Problem requirements: Starting at the first line of the listing below, repeat each line up to and including the one containing "FaCog, FaUser, FaQuestion". Leave out pictures.

Material provided:
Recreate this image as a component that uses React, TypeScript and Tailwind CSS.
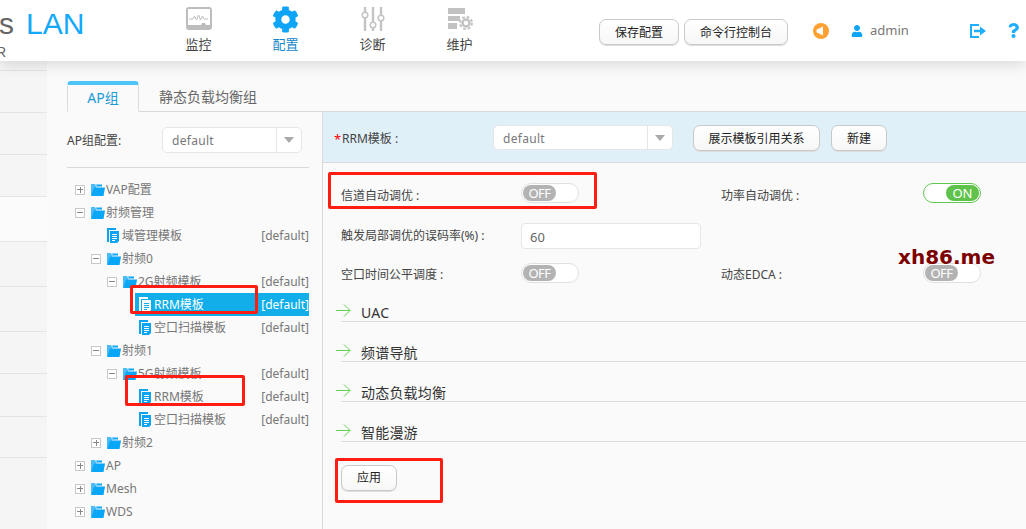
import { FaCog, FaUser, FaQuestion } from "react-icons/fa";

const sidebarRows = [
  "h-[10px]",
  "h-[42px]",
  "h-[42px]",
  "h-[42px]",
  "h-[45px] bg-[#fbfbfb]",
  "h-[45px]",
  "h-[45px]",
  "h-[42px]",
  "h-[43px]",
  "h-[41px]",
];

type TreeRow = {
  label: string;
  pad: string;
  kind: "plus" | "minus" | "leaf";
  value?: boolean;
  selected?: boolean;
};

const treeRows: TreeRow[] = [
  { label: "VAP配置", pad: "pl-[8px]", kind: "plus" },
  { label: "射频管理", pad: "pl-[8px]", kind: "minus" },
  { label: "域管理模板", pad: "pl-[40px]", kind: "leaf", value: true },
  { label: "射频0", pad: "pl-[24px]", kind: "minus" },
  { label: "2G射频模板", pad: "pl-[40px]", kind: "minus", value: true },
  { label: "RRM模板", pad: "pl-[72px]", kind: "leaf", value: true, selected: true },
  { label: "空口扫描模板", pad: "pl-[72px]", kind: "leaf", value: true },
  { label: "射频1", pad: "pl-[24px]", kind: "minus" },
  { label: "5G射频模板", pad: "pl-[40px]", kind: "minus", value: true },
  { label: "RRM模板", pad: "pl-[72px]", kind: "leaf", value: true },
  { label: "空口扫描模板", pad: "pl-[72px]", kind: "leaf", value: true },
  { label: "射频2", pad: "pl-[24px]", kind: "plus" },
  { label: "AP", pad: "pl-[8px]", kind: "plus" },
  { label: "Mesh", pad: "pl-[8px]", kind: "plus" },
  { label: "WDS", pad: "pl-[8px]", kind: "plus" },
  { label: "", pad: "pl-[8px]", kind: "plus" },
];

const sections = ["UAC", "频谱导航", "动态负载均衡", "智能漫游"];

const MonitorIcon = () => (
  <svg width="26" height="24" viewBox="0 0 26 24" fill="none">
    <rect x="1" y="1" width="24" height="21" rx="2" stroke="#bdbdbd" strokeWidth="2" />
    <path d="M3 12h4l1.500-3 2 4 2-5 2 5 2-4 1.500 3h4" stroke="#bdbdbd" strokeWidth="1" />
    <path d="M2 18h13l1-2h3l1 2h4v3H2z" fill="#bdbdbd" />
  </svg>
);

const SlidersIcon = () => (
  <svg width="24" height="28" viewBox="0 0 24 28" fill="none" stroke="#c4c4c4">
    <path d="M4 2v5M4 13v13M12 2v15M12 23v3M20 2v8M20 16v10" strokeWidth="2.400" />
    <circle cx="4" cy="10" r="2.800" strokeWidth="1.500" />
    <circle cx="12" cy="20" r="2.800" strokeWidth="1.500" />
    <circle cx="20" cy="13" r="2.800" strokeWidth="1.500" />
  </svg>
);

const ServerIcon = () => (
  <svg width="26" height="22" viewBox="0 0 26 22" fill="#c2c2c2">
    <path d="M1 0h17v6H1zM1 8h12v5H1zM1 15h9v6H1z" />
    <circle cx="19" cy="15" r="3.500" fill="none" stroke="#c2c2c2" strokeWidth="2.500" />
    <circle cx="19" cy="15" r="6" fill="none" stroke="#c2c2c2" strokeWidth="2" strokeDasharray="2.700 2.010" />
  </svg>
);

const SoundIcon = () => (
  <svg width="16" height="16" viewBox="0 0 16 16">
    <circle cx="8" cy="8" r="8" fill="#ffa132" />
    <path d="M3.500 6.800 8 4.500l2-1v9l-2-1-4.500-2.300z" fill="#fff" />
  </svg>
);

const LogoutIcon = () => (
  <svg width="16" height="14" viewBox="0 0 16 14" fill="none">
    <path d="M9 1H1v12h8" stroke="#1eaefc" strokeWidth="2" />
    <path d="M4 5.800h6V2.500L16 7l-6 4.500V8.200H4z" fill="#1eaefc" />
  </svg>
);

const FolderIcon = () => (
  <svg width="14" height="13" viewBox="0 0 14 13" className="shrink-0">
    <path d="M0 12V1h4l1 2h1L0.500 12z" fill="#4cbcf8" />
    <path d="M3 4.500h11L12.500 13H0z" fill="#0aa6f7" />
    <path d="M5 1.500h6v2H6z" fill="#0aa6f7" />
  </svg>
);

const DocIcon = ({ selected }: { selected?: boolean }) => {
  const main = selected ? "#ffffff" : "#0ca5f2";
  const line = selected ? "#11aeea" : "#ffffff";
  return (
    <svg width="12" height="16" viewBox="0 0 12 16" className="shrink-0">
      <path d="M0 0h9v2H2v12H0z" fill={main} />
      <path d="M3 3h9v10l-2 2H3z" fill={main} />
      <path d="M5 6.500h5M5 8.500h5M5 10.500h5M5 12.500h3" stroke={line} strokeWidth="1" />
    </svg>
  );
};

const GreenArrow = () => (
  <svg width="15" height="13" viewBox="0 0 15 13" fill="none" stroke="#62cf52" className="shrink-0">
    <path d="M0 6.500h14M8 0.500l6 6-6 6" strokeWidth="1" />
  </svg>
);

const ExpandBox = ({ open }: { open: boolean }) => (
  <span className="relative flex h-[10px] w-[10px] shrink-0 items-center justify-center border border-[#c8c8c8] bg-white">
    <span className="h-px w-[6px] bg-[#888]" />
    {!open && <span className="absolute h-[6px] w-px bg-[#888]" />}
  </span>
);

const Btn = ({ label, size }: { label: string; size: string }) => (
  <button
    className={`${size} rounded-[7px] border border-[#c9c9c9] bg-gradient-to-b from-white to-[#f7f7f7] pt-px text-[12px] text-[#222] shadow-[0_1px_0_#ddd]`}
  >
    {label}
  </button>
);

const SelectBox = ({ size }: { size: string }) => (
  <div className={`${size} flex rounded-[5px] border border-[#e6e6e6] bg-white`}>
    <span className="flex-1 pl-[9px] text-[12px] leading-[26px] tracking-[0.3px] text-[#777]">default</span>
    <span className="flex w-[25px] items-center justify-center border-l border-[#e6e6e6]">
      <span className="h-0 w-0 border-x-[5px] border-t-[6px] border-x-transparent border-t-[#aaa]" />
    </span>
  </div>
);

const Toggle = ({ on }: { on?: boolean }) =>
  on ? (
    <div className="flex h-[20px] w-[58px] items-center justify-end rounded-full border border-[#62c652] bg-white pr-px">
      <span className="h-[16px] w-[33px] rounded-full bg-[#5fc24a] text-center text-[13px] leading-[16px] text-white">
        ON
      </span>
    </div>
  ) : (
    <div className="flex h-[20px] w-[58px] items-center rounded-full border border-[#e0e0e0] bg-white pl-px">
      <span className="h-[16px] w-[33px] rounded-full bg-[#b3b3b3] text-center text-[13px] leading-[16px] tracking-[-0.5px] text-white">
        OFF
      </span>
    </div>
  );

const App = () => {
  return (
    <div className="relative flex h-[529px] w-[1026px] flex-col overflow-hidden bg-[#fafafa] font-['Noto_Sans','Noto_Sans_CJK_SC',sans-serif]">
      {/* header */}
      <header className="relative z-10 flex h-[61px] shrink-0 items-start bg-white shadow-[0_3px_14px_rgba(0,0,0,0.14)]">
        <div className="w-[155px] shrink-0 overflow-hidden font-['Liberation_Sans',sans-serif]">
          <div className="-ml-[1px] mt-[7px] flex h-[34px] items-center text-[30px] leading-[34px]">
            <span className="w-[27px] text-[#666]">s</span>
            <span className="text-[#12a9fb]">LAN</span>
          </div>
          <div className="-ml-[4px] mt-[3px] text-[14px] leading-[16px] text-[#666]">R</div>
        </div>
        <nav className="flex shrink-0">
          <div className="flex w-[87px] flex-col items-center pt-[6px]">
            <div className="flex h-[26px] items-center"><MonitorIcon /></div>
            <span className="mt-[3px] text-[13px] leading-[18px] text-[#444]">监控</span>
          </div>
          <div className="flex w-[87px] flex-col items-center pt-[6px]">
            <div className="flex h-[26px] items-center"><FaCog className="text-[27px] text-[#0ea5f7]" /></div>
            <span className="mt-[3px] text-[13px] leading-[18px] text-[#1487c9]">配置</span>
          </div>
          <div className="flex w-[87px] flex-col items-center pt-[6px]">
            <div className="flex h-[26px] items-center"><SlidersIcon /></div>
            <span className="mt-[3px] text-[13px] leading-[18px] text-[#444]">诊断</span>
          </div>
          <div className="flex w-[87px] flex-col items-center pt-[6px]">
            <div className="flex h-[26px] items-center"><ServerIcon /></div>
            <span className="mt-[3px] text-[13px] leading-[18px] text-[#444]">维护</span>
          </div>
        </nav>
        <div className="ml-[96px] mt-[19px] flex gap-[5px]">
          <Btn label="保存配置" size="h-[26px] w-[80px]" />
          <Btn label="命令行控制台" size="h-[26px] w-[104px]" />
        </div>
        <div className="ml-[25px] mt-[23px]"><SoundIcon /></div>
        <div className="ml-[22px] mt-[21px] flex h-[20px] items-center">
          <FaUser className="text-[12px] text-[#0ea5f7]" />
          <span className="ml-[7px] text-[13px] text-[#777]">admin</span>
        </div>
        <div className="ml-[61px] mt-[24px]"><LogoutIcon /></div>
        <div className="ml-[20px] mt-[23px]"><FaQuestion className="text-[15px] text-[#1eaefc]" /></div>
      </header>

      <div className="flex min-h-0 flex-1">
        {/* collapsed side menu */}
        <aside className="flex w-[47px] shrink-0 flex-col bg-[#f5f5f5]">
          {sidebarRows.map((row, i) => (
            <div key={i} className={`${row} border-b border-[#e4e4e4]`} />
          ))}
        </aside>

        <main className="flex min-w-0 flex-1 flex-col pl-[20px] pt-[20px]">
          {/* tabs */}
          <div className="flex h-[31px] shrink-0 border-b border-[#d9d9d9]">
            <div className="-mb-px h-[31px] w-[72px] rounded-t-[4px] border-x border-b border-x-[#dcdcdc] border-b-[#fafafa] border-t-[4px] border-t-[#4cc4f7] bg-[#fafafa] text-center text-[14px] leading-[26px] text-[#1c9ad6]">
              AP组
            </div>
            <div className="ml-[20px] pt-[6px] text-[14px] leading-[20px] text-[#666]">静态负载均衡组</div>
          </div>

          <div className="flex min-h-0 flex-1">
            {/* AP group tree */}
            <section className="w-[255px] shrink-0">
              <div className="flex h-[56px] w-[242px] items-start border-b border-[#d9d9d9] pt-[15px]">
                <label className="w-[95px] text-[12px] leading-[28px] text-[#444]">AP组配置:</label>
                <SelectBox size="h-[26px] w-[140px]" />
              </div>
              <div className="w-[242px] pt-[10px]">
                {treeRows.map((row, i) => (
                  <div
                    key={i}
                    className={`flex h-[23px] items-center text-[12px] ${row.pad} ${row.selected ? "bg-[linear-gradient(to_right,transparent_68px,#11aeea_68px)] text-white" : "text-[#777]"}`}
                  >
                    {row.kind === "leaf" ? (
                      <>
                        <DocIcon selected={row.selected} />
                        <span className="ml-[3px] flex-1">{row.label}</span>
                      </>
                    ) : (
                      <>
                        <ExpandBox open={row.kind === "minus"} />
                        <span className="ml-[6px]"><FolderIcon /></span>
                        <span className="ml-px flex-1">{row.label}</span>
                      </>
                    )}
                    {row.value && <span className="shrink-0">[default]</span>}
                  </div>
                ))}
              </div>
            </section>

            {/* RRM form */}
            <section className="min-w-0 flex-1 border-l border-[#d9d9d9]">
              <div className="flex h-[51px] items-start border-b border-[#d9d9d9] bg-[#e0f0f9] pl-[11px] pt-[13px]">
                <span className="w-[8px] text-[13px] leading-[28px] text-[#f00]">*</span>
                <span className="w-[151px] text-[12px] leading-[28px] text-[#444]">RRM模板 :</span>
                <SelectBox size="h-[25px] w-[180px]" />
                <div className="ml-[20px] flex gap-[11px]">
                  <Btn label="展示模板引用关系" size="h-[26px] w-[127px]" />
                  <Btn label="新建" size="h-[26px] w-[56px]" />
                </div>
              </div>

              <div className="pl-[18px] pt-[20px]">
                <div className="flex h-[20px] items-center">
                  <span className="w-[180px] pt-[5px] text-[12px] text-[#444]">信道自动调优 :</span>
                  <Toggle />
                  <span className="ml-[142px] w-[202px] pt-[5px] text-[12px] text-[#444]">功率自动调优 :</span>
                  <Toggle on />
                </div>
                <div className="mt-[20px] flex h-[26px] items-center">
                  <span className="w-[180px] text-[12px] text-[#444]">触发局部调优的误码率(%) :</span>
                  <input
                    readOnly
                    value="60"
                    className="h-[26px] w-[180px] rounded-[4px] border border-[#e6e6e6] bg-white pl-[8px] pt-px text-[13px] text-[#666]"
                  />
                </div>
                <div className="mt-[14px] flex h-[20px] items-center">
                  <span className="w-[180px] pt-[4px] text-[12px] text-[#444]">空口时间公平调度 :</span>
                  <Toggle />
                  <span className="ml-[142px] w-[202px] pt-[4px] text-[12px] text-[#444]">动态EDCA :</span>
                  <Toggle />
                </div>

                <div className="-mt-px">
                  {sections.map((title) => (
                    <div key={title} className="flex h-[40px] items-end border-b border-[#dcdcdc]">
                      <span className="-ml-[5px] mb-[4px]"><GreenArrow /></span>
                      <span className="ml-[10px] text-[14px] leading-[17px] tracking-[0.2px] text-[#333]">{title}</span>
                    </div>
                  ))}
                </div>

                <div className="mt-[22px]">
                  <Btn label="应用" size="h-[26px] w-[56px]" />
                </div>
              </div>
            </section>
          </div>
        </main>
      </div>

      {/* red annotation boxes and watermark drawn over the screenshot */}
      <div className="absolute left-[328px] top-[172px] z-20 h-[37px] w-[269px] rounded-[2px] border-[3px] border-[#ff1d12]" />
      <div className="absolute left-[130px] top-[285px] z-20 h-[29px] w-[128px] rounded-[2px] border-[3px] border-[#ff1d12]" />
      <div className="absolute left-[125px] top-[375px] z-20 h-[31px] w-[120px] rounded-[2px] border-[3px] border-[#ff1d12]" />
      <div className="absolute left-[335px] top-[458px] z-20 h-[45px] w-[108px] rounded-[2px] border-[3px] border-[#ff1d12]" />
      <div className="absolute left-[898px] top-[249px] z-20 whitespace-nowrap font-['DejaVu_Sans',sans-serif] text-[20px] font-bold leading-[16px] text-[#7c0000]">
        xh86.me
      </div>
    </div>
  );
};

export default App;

Output of the task:
Recreate this image as a component that uses React, TypeScript and Tailwind CSS.
import { FaCog, FaUser, FaQuestion } from "react-icons/fa";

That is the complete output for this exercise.